В летние каникулы 1959 года учитель физики и астрономии рязанской средней школы № 2 Александр Исаевич Солженицын написал большой рассказ, размером с повесть. Ни ученики, ни педагоги-сослуживцы и не подозревали даже, что этот немолодой (за сорок), вежливо замкнутый преподаватель, избегающий праздных разговоров в учительской, увлекается словесностью. Судя по тому, как он вёл свои предметы, как умел заинтересовать класс, можно было предположить, что его досуг посвящён чтению специальной литературы – по физике, астрономии и математике, особенно им любимой. Позже завуч той школы обескураженно заметит: ему казалось, что молчаливый физик втихую готовит новое учебное пособие или сборник задач.
Сам же учитель нерушимо хранил тайну, о которой в целом мире знало всего несколько человек, проверенных общей судьбой и общей бедой. Приходя в класс точно по звонку, никогда не задерживаясь в школе без веской причины, сторонясь долгих совещаний и шумных компаний, он берёг время для главного дела своей жизни. Ибо преподавание физики было в тот момент внешней стороной бытия скромного учителя и надёжно прикрывало богатейшее литературное подполье большого писателя.
К тому моменту, когда во дворике деревянного дома, где росло несколько вишнёвых деревьев, он врыл в землю стол и скамейку, чтобы устроить свой летний рабочий кабинет (там, «под вишнями», и будет написан легендарный рассказ), у него накопилось уже немало: стихи и пьесы, повесть, поэма, варианты большого романа, наброски, заготовки – планы и замыслы грандиозных масштабов.

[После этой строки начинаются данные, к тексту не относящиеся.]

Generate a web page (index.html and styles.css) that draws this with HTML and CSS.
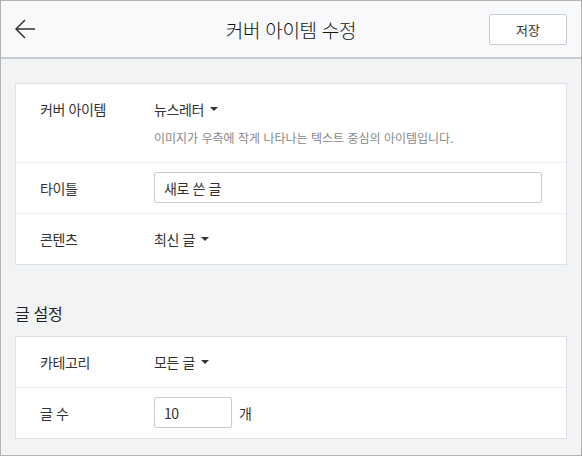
FILE: index.html
```html
<!DOCTYPE html>
<html lang="ko">
<head>
  <meta charset="UTF-8" />
  <meta name="viewport" content="width=device-width, initial-scale=1.0"/>
  <title>커버 아이템 수정</title>
  <link rel="stylesheet" href="styles.css">
</head>
<body>
  <div class="app">
    <header class="topbar">
      <button class="back" aria-label="뒤로">
        <svg width="20" height="20" viewBox="0 0 20 20">
          <path d="M10 1 L1 10 L10 19 M1 10 H20" fill="none" stroke="#333" stroke-width="1.5"/>
        </svg>
      </button>
      <h1>커버 아이템 수정</h1>
      <button class="save">저장</button>
    </header>

    <main>
      <section class="card">
        <div class="row">
          <span class="label">커버 아이템</span>
          <div>
            <span class="select">뉴스레터 <i class="caret"></i></span>
            <p class="desc">이미지가 우측에 작게 나타나는 텍스트 중심의 아이템입니다.</p>
          </div>
        </div>
        <div class="row row-input">
          <span class="label">타이틀</span>
          <input type="text" class="text" value="새로 쓴 글">
        </div>
        <div class="row">
          <span class="label">콘텐츠</span>
          <span class="select">최신 글 <i class="caret"></i></span>
        </div>
      </section>

      <h2>글 설정</h2>

      <section class="card">
        <div class="row">
          <span class="label">카테고리</span>
          <span class="select">모든 글 <i class="caret"></i></span>
        </div>
        <div class="row row-input">
          <span class="label">글 수</span>
          <div class="count">
            <input type="text" class="text small" value="10">
            <span>개</span>
          </div>
        </div>
      </section>
    </main>
  </div>
</body>
</html>
```

FILE: styles.css
```css
body {
  margin: 0;
  font-family: "Noto Sans CJK KR", "Noto Sans", sans-serif;
  color: #333;
}
.app {
  height: 456px;
  box-sizing: border-box;
  border: 1px solid #b3b3b3;
  background: #f2f3f5;
  overflow: hidden;
}
.topbar {
  height: 56px;
  background: #f8f9fb;
  border-bottom: 2px solid #c6ccd5;
  display: flex;
  align-items: center;
  justify-content: space-between;
  padding: 0 14px 0 14px;
  position: relative;
}
.back {
  background: none;
  border: none;
  padding: 0;
  width: 20px;
  height: 20px;
  cursor: pointer;
}
.topbar h1 {
  position: absolute;
  left: 0;
  right: 0;
  text-align: center;
  margin: 0;
  font-size: 19px;
  font-weight: 300;
  color: #111;
  letter-spacing: -0.3px;
  pointer-events: none;
}
.save {
  width: 78px;
  height: 31px;
  background: #fff;
  border: 1px solid #c9cdd4;
  border-radius: 2px;
  font-family: inherit;
  font-size: 13px;
  color: #333;
  cursor: pointer;
}
main {
  padding: 24px 14px 0;
}
.card {
  background: #fff;
  border: 1px solid #dde1e7;
}
.row {
  display: grid;
  grid-template-columns: 114px 1fr;
  align-items: start;
  padding: 15px 24px;
  font-size: 14px;
  line-height: 20px;
  letter-spacing: -0.4px;
}
.row + .row {
  border-top: 1px solid #eceef1;
}
.row-input {
  padding: 9px 24px 10px;
  align-items: center;
}
.label {
  color: #333;
}
.select {
  display: inline-flex;
  align-items: center;
  gap: 6px;
  color: #333;
}
.caret {
  width: 0;
  height: 0;
  border-left: 4px solid transparent;
  border-right: 4px solid transparent;
  border-top: 4px solid #333;
}
.desc {
  margin: 10px 0 0;
  font-size: 12px;
  line-height: 18px;
  color: #888;
  letter-spacing: 0;
}
.text {
  box-sizing: border-box;
  width: 100%;
  height: 31px;
  border: 1px solid #c8ccd4;
  border-radius: 2px;
  padding: 0 9px;
  font-family: inherit;
  font-size: 14px;
  color: #333;
  letter-spacing: -0.4px;
}
.count {
  display: flex;
  align-items: center;
  gap: 7px;
}
.text.small {
  width: 78px;
}
h2 {
  margin: 38px 0 13px;
  font-size: 16px;
  line-height: 20px;
  font-weight: 400;
  color: #222;
  letter-spacing: -0.3px;
}
```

Все главные события, которые определили писательскую судьбу Солженицына и стали сюжетами его книг, к тому времени уже произошли, но самим книгам до поры предстояло оставаться в безвестности, без внимания критиков и читательской поддержки. Минуло два года, как он поселился в Рязани, купил маленькую пишущую машинку, жил тихо и неприметно, только во сне видел себя лагерником, закоренелым зэком, и никогда – вольным. Свой срок, восемь лет тюрем и лагерей, он отсидел от звонка до звонка, а последующая ссылка «навечно» благодаря хрущёвской «оттепели» ограничилась всего тремя годами. 6 февраля 1957 года решением Военной коллегии Верховного суда СССР он был реабилитирован – то есть признан невиновным в том политическом преступлении, которое ему, командиру батареи звуковой разведки капитану Солженицыну, награждённому боевыми орденами, вменили в вину и за которое его арестовали в феврале 1945-го прямо на фронте.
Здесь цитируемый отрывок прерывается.